▶ **Exercise description**
Say how many lines of the listing below contain "screenshot", giving the number and nothing else.

— Start Material provided —

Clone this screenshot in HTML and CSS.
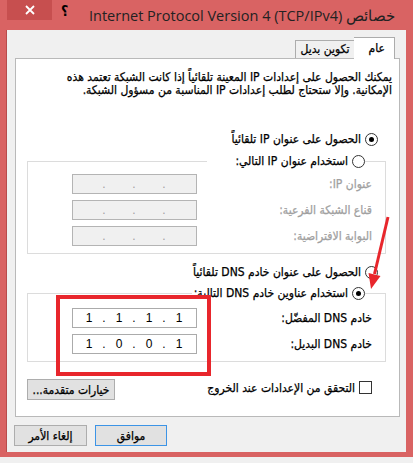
FILE: index.html
```html
<!DOCTYPE html>
<html lang="ar">
<head>
    <meta charset="UTF-8">
    <title>خصائص Internet Protocol Version 4 (TCP/IPv4)</title>
    <link rel="stylesheet" href="styles.css">
</head>
<body>
    <div class="window">
        <div class="titlebar">
            <div class="close-btn">
                <svg width="10" height="10" viewBox="0 0 10 10"><path d="M1 1 L9 9 M9 1 L1 9" stroke="#fff" stroke-width="1.8"/></svg>
            </div>
            <div class="help-btn">؟</div>
            <div class="title" dir="rtl">خصائص <bdi>Internet Protocol Version 4 (TCP/IPv4)</bdi></div>
        </div>

        <div class="client" dir="rtl">
            <div class="tabs">
                <div class="tab active">عام</div>
                <div class="tab">تكوين بديل</div>
            </div>

            <div class="panel">
                <p class="intro">يمكنك الحصول على إعدادات IP المعينة تلقائياً إذا كانت الشبكة تعتمد هذه<br>الإمكانية. وإلا ستحتاج لطلب إعدادات IP المناسبة من مسؤول الشبكة.</p>

                <div class="option"><span class="radio checked"></span>الحصول على عنوان IP تلقائياً</div>

                <fieldset class="group">
                    <legend class="option legend-ip"><span class="radio"></span>استخدام عنوان IP التالي:</legend>
                    <div class="row disabled">
                        <span>عنوان IP:</span>
                        <div class="ip-box" dir="ltr"><span></span><i>.</i><span></span><i>.</i><span></span><i>.</i><span></span></div>
                    </div>
                    <div class="row disabled">
                        <span>قناع الشبكة الفرعية:</span>
                        <div class="ip-box" dir="ltr"><span></span><i>.</i><span></span><i>.</i><span></span><i>.</i><span></span></div>
                    </div>
                    <div class="row disabled">
                        <span>البوابة الافتراضية:</span>
                        <div class="ip-box" dir="ltr"><span></span><i>.</i><span></span><i>.</i><span></span><i>.</i><span></span></div>
                    </div>
                </fieldset>

                <div class="option option-dns"><span class="radio"></span>الحصول على عنوان خادم DNS تلقائياً</div>

                <fieldset class="group group-dns">
                    <legend class="option"><span class="radio checked"></span>استخدام عناوين خادم DNS التالية:</legend>
                    <div class="row">
                        <span>خادم DNS المفضّل:</span>
                        <div class="ip-box" dir="ltr"><span>1</span><i>.</i><span>1</span><i>.</i><span>1</span><i>.</i><span>1</span></div>
                    </div>
                    <div class="row">
                        <span>خادم DNS البديل:</span>
                        <div class="ip-box" dir="ltr"><span>1</span><i>.</i><span>0</span><i>.</i><span>0</span><i>.</i><span>1</span></div>
                    </div>
                </fieldset>

                <div class="footer-row">
                    <div class="check-option"><span class="checkbox"></span>التحقق من الإعدادات عند الخروج</div>
                    <button class="btn btn-advanced">خيارات متقدمة...</button>
                </div>
            </div>

            <div class="actions">
                <button class="btn btn-default">موافق</button>
                <button class="btn">إلغاء الأمر</button>
            </div>
        </div>

        <!-- annotation drawn over the screenshot -->
        <div class="mark-box"></div>
        <svg class="mark-arrow" width="413" height="463" viewBox="0 0 413 463">
            <line x1="388" y1="217" x2="374.5" y2="274" stroke="#e8262c" stroke-width="3"/>
            <polygon points="371,289 380.5,276 368.5,273" fill="#e8262c"/>
        </svg>
    </div>
</body>
</html>
```

FILE: styles.css
```css
body {
    margin: 0;
    background-color: #f0f0f0;
    font-family: "DejaVu Sans", sans-serif;
    font-stretch: condensed;
    font-size: 12px;
    color: #000;
}
.window {
    position: relative;
    width: 413px;
    height: 457px;
    background-color: #d96363;
    overflow: hidden;
}
.titlebar {
    display: flex;
    align-items: flex-start;
    height: 30px;
}
.close-btn {
    width: 45px;
    height: 20px;
    margin-left: 7px;
    background-color: #c74f4f;
    display: flex;
    align-items: center;
    justify-content: center;
}
.help-btn {
    margin-left: 9px;
    margin-top: 3px;
    font-size: 14px;
    font-weight: bold;
    line-height: 16px;
}
.title {
    flex: 1;
    text-align: right;
    padding-right: 18px;
    padding-top: 6px;
    font-family: "Open Sans", sans-serif;
    font-stretch: normal;
    font-size: 14.5px;
    line-height: 20px;
    color: #222;
}
.client {
    margin: 0 7px 0 6px;
    height: 422px;
    box-sizing: border-box;
    background-color: #f0f0f0;
    border-left: 1px solid #b94b4b;
    padding: 7px 6px 0 8px;
    -webkit-text-stroke: 0.25px #000;
}

/* tabs */
.tabs {
    display: flex;
    align-items: flex-end;
    height: 21px;
    padding-right: 5px;
}
.tab {
    height: 18px;
    box-sizing: border-box;
    padding: 0 4px;
    border: 1px solid #acacac;
    border-bottom: none;
    background-color: #f0f0f0;
    line-height: 17px;
    white-space: nowrap;
}
.tab.active {
    position: relative;
    z-index: 1;
    height: 22px;
    margin-bottom: -1px;
    width: 41px;
    padding: 0 9px;
    background-color: #fff;
    border-left: none;
    line-height: 21px;
}
.tab + .tab {
    border-right: none;
    min-width: 59px;
    text-align: center;
}
.panel {
    height: 359px;
    box-sizing: border-box;
    background-color: #fff;
    border: 1px solid #b9b9b9;
    padding-top: 12px;
}
.intro {
    margin: 0;
    padding-right: 7px;
    line-height: 13px;
    white-space: nowrap;
}

/* radios */
.option {
    display: flex;
    align-items: center;
    height: 16px;
    margin: 34px 21px 0 0;
    white-space: nowrap;
}
.radio {
    width: 13px;
    height: 13px;
    box-sizing: border-box;
    border: 1px solid #333;
    border-radius: 50%;
    background-color: #fff;
    margin-left: 4px;
    display: flex;
    align-items: center;
    justify-content: center;
    flex-shrink: 0;
}
.radio.checked::after {
    content: "";
    width: 5px;
    height: 5px;
    border-radius: 50%;
    background-color: #000;
}
.option-dns {
    margin-top: 10px;
}

/* groups */
.group {
    margin: 6px 13px 0 11px;
    padding: 0 13px 7px 44px;
    border: 1px solid #dcdcdc;
    min-width: 0;
}
.group legend.option {
    margin: 0 7px 0 0;
    padding: 0 0 0 2px;
    background-color: #fff;
}
.legend-ip {
    width: 158px;
    box-sizing: border-box;
}
.group-dns {
    margin-top: 5px;
}
.row {
    display: flex;
    justify-content: space-between;
    align-items: center;
    height: 20px;
    margin-top: 6px;
}
.row:first-of-type {
    margin-top: 5px;
}
.group-dns .row:first-of-type {
    margin-top: 7px;
}
.row.disabled {
    color: #a0a0a0;
    -webkit-text-stroke: 0.25px #a0a0a0;
}
.ip-box {
    width: 125px;
    height: 20px;
    box-sizing: border-box;
    border: 1px solid #ababab;
    background-color: #fff;
    display: flex;
    align-items: center;
    padding-left: 4px;
    font-family: "Liberation Sans", sans-serif;
    font-stretch: normal;
    font-size: 12px;
    -webkit-text-stroke: 0;
}
.row.disabled .ip-box {
    background-color: #f0f0f0;
    border-color: #b4b4b4;
}
.ip-box span {
    width: 24px;
    text-align: center;
}
.ip-box i {
    width: 6px;
    font-style: normal;
    text-align: center;
}

/* checkbox + advanced */
.footer-row {
    display: flex;
    justify-content: space-between;
    align-items: flex-start;
    margin: 17px 27px 0 11px;
}
.check-option {
    display: flex;
    align-items: center;
    height: 15px;
    margin-top: 1px;
    white-space: nowrap;
}
.checkbox {
    width: 13px;
    height: 13px;
    box-sizing: border-box;
    border: 1px solid #333;
    background-color: #fff;
    margin-left: 4px;
}

/* buttons */
.btn {
    height: 21px;
    box-sizing: border-box;
    border: 1px solid #adadad;
    background-color: #e1e1e1;
    font-family: "DejaVu Sans", sans-serif;
    font-stretch: condensed;
    font-size: 12px;
    color: #000;
    padding: 0;
    -webkit-text-stroke: 0.25px #000;
}
.btn-advanced {
    width: 88px;
}
.actions {
    display: flex;
    justify-content: flex-end;
    gap: 8px;
    margin: 8px 0 0 -1px;
}
.actions .btn {
    width: 73px;
}
.actions .btn-default {
    width: 72px;
    border-color: #3c94e6;
}

/* annotation */
.mark-box {
    position: absolute;
    left: 56px;
    top: 295px;
    width: 155px;
    height: 81px;
    box-sizing: border-box;
    border: 4px solid #e8262c;
}
.mark-arrow {
    position: absolute;
    left: 0;
    top: 0;
}
```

— End Material provided —

▶ **Finished task**
2